Character is the single thing that TV can do better than any other medium. Before Game of Thrones blew the doors off of what you could reasonably spend on a show, TV didn’t have the luxury of million-dollar effects, or The Mandalorian’s Volume stage, to send it to the far corners of the galaxy. Shows were limited to a certain number of sets, where nearly every scene had to take place. Even the famously expensive Lost was contained mostly to a few specific places on the island for its first several seasons. The one thing these shows did have was time to let us get to know their characters.
Across the span of 24 episodes (or 10 to 13 for the really prestigious shows), TV writers rooms could show us who their characters were. For upward of 16 hours a year, we could simply hang out with our favorite characters, getting to know them a little better 42 minutes at a time. A whole team of writers gave voice to these fictional people across dozens of small, seemingly unimportant moments that started to build a fully fleshed-out person, and they could build plots that were driven by the personalities and decisions of those carefully crafted characters.
What makes shows like Mad Men, Breaking Bad, or The Sopranos great is the fact that they’re driven by the decisions, both good and bad, of believably complex characters that we’re familiar with. Outside circumstances may provide the inciting incident, but most of the plot movement comes from the fallout of these people’s choices. If the plot of any given show is the dial on a safe or the lock on a door, the characters of television were traditionally the imprecise tools of a lock-picking set, delicately toying with the narrative pins until they were perfectly and invisibly aligned. The characters of today’s shows, more often than not, feel like keys, perfectly molded to the peculiarities of their show’s plot to slot right in and smoothly unlock. They have no flaws that might cause unneeded friction, no bumps unless they’re absolutely necessary to the story that’s unwinding around them.
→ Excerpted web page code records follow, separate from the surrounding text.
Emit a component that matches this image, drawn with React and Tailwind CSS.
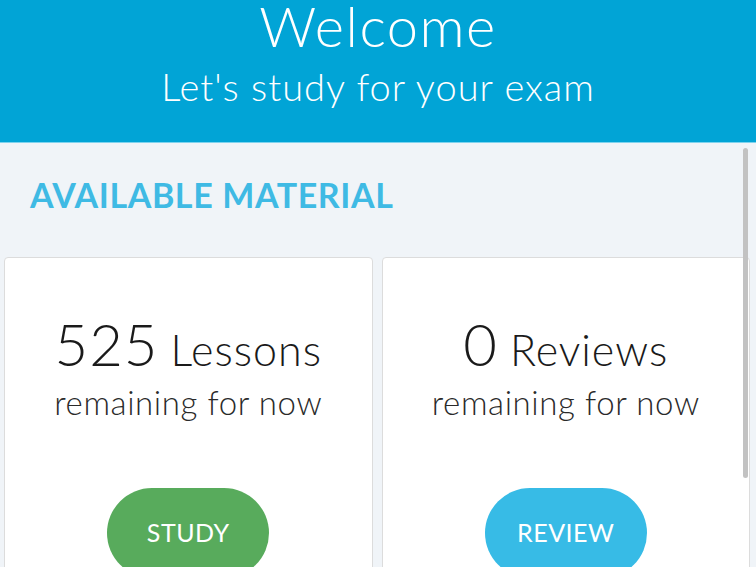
const CARDS = [
  { count: "525", label: "Lessons", action: "STUDY", color: "bg-[#58ab5c]" },
  { count: "0", label: "Reviews", action: "REVIEW", color: "bg-[#37bbe6]" },
];

export default function App() {
  return (
    <div
      className="relative h-[567px] w-[756px] overflow-hidden bg-[#f0f4f8]"
      style={{ fontFamily: "Lato, 'Open Sans', sans-serif" }}
    >
      {/* header */}
      <div className="flex h-[143px] flex-col items-center border-b border-[#7fd3ee] bg-[#01a4d6] text-white">
        <div className="text-[56px] font-light leading-[52px] tracking-[1.5px]">Welcome</div>
        <div className="mt-[12px] text-[38px] font-light leading-[44px] tracking-[1px]">
          Let's study for your exam
        </div>
      </div>

      {/* section title */}
      <div className="pl-[30px] pt-[34px] text-[34px] font-bold leading-[36px] tracking-[0.6px] text-[#3fbae4]">
        AVAILABLE MATERIAL
      </div>

      {/* cards */}
      <div className="mt-[44px] grid grid-cols-2 gap-[9px] pl-[4px] pr-[6px]">
        {CARDS.map((c) => (
          <div
            key={c.action}
            className="flex h-[340px] flex-col items-center rounded-[4px] border border-[#dcdcdc] bg-white pt-[56px]"
          >
            <div className="flex items-baseline gap-[12px] text-[#1a1a1a]">
              <span className="text-[58px] font-light leading-[60px] tracking-[1px]">{c.count}</span>
              <span className="text-[43px] font-light leading-[60px] tracking-[1px]">{c.label}</span>
            </div>
            <div className="mt-[2px] text-[33px] font-light leading-[40px] tracking-[0.6px] text-[#2a2a2a]">
              remaining for now
            </div>
            <button
              className={`mt-[66px] flex h-[90px] w-[162px] items-center justify-center rounded-full ${c.color} text-[25px] tracking-[0.5px] text-white`}
            >
              {c.action}
            </button>
          </div>
        ))}
      </div>

      {/* scrollbar thumb */}
      <div className="absolute left-[743px] top-[148px] h-[330px] w-[5px] rounded-full bg-[#c2c2c2]" />
    </div>
  );
}
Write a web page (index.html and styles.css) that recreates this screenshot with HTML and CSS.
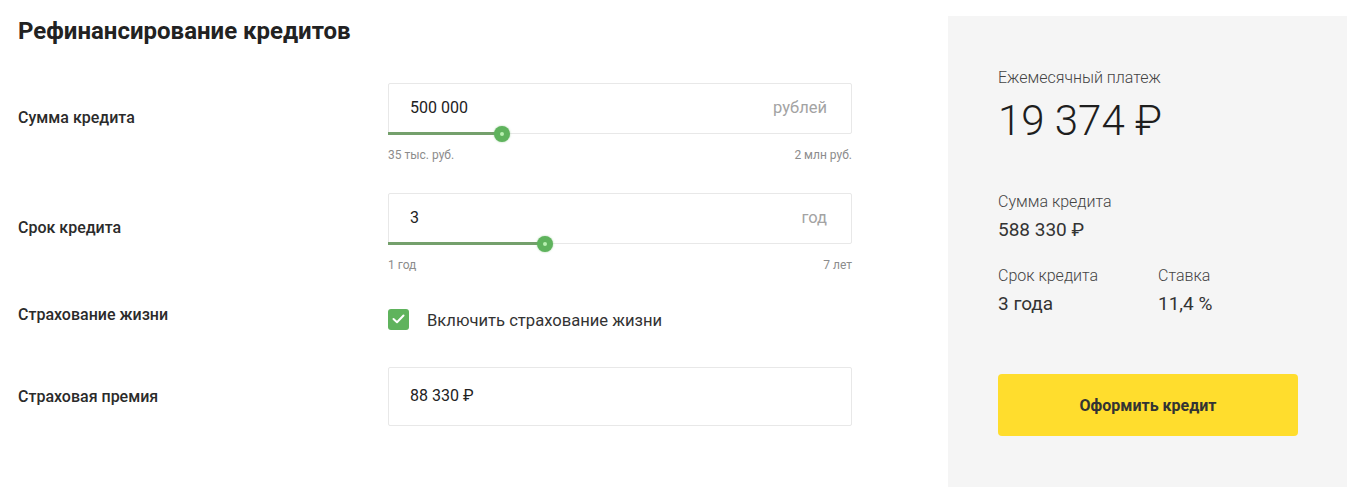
FILE: index.html
```html
<!DOCTYPE html>
<html lang="ru">
<head>
<meta charset="utf-8">
<title>Рефинансирование кредитов</title>
<link rel="stylesheet" href="styles.css">
</head>
<body>
<div class="page">
  <div class="calc">
    <h1 class="title">Рефинансирование кредитов</h1>
    <div class="rows">
      <div class="row">
        <div class="label label-slider">Сумма кредита</div>
        <div class="control">
          <div class="field">
            <span class="value">500 000</span>
            <span class="unit">рублей</span>
            <div class="track"><div class="fill" style="width: 114px"></div><div class="thumb" style="left: 114px"></div></div>
          </div>
          <div class="range"><span>35 тыс. руб.</span><span>2 млн руб.</span></div>
        </div>
      </div>
      <div class="row">
        <div class="label label-slider">Срок кредита</div>
        <div class="control">
          <div class="field">
            <span class="value">3</span>
            <span class="unit">год</span>
            <div class="track"><div class="fill" style="width: 157px"></div><div class="thumb" style="left: 157px"></div></div>
          </div>
          <div class="range"><span>1 год</span><span>7 лет</span></div>
        </div>
      </div>
      <div class="row row-spaced">
        <div class="label label-check">Страхование жизни</div>
        <div class="control">
          <label class="check">
            <span class="box">
              <svg width="13" height="10" viewBox="0 0 13 10"><path d="M1.5 5 L5 8.2 L11.5 1.5" fill="none" stroke="#fff" stroke-width="2" stroke-linecap="round" stroke-linejoin="round"/></svg>
            </span>
            <span class="check-text">Включить страхование жизни</span>
          </label>
        </div>
      </div>
      <div class="row row-spaced">
        <div class="label label-premium">Страховая премия</div>
        <div class="control">
          <div class="field field-tall">
            <span class="value">88 330 ₽</span>
          </div>
        </div>
      </div>
    </div>
  </div>
  <aside class="summary">
    <div class="s-label">Ежемесячный платеж</div>
    <div class="s-big">19 374 ₽</div>
    <div class="s-label s-gap">Сумма кредита</div>
    <div class="s-value">588 330 ₽</div>
    <div class="s-cols">
      <div class="s-col">
        <div class="s-label">Срок кредита</div>
        <div class="s-value">3 года</div>
      </div>
      <div class="s-col">
        <div class="s-label">Ставка</div>
        <div class="s-value">11,4 %</div>
      </div>
    </div>
    <button class="btn" type="button">Оформить кредит</button>
  </aside>
</div>
</body>
</html>
```

FILE: styles.css
```css
* { box-sizing: border-box; }
html, body { margin: 0; padding: 0; background: #fff; }
body {
  font-family: Roboto, "Noto Sans", "Liberation Sans", sans-serif;
  color: #333;
  width: 1353px;
  height: 495px;
  overflow: hidden;
}
.page {
  display: flex;
  padding: 16px 0 0 18px;
}
.calc {
  width: 834px;
}
.title {
  margin: 0;
  font-size: 24px;
  line-height: 30px;
  font-weight: 700;
  color: #222;
}
.rows {
  display: flex;
  flex-direction: column;
  gap: 32px;
  margin-top: 37px;
}
.row {
  display: flex;
}
.row-spaced { margin-top: 5px; }
.label {
  width: 370px;
  font-size: 16px;
  line-height: 20px;
  font-weight: 500;
  color: #2b2b2b;
}
.label-slider { padding-top: 25px; }
.label-check { margin-top: -3px; }
.label-premium { padding-top: 20px; }
.control {
  width: 464px;
}
.field {
  position: relative;
  height: 51px;
  border: 1px solid #e8e8e8;
  border-radius: 2px;
  display: flex;
  align-items: center;
  justify-content: space-between;
  padding: 0 24px 0 21px;
  font-size: 16px;
}
.field-tall {
  height: 59px;
}
.field .value {
  color: #222;
  margin-top: -2px;
}
.field .unit {
  color: #a3a3a3;
  font-size: 16.5px;
  margin-top: -2px;
}
.track {
  position: absolute;
  left: -1px;
  right: -1px;
  bottom: -2px;
  height: 3px;
}
.fill {
  height: 3px;
  background: #74a06c;
}
.thumb {
  position: absolute;
  top: 1.5px;
  width: 16px;
  height: 16px;
  margin: -8px 0 0 -8px;
  border-radius: 50%;
  background: #5fb35d;
  box-shadow: 0 0 2px rgba(95, 179, 93, 0.6);
}
.thumb::after {
  content: "";
  position: absolute;
  left: 6px;
  top: 6px;
  width: 4px;
  height: 4px;
  border-radius: 50%;
  background: #b8f0b0;
}
.range {
  display: flex;
  justify-content: space-between;
  font-size: 12px;
  line-height: 14px;
  color: #8c8c8c;
  margin-top: 14px;
  margin-bottom: -1px;
}
.check {
  display: flex;
  align-items: center;
  gap: 18px;
  height: 22px;
}
.box {
  width: 21px;
  height: 21px;
  border-radius: 3px;
  background: #5fb35d;
  display: flex;
  align-items: center;
  justify-content: center;
}
.check-text {
  font-size: 16.6px;
  color: #333;
  margin-top: 3px;
}
.summary {
  margin-left: 96px;
  width: 399px;
  height: 471px;
  background: #f5f5f5;
  padding: 52px 0 0 50px;
}
.s-label {
  font-size: 16px;
  line-height: 20px;
  font-weight: 300;
  color: #444;
}
.s-big {
  font-size: 42px;
  line-height: 48px;
  font-weight: 300;
  color: #1e1e1e;
  margin-top: 9px;
}
.s-gap { margin-top: 47px; }
.s-value {
  font-size: 19px;
  line-height: 24px;
  color: #333;
  margin-top: 6px;
}
.s-cols {
  display: flex;
  margin-top: 24px;
}
.s-col { width: 160px; }
.btn {
  display: block;
  margin-top: 58px;
  width: 300px;
  height: 62px;
  border: 0;
  border-radius: 4px;
  background: #ffdd2d;
  font-family: inherit;
  font-size: 16px;
  font-weight: 700;
  color: #333;
  cursor: pointer;
}
```
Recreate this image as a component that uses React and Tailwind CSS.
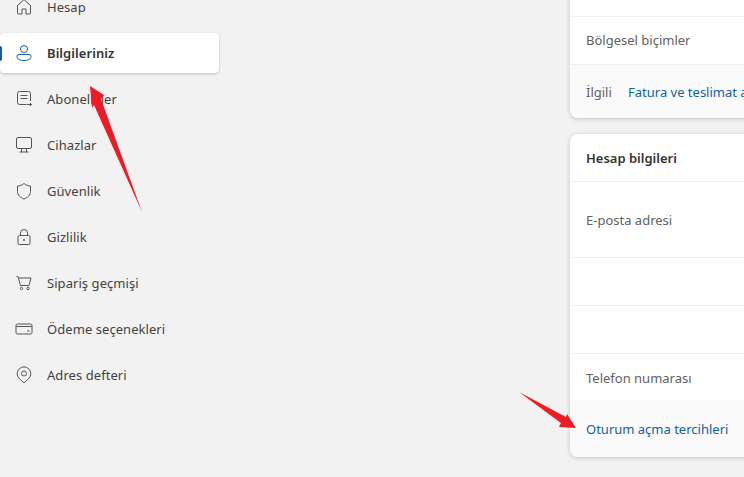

Shows driven by their characters haven’t disappeared completely. Andor, in all its 12-episodes-a-season glory, is a terrific example, as is last year’s Shōgun. Severance, to its credit, is better at this than most shows, particularly on Apple TV Plus — Silo is a particularly egregious example of a show where every moment is driven by the necessities of its plot; meanwhile, Slow Horses is a terrific example of a plot-first show that still manages to work in moments of character, despite its very short seasons.
![Seen stands shirtless, tinkering with a device in the Rebel camp while Cassian Andor walks towards him from behind](https://platform.polygon.com/wp-content/uploads/sites/2/chorus/uploads/chorus_asset/file/24084163/PGM_FF_003415.jpg?quality=90&strip=all&crop=18.59375%2C0%2C62.8125%2C100&w=2400)
Image: Lucasfilm
Severance’s characters at least occasionally grope around in the dark for answers and come up short, or go about their day at work without the need for a crucial reveal. But the show has never felt so fully committed to these moments of pure character development as it does in “Woe’s Hollow.” For most of the episode, we just get to understand Dylan, Mark, Irving, and Helly (sort of) through a completely different lens simply because of how they act in a scenario they’ll likely never return to. Severance’s writers rightly understood that its characters are interesting enough that anyone watching the show would love to just watch them wander around in the woods for a while.
“Woe’s Hollow” was the first time it truly felt like we were getting a good old-fashioned TV hang with our friends in MDR. Sure, the episode ended on a pretty critical moment for the plot, but it’s one that felt quietly and carefully driven toward. All the seemingly innocuous little moments we had witnessed from Irving were quietly building to his innie’s snap. What makes it great, though, is that it didn’t feel like the character knew that until it happened. We just saw him make a believable decision, rather than do something that felt forced. And just like that, for 50 or so minutes, we were back in TV’s golden age.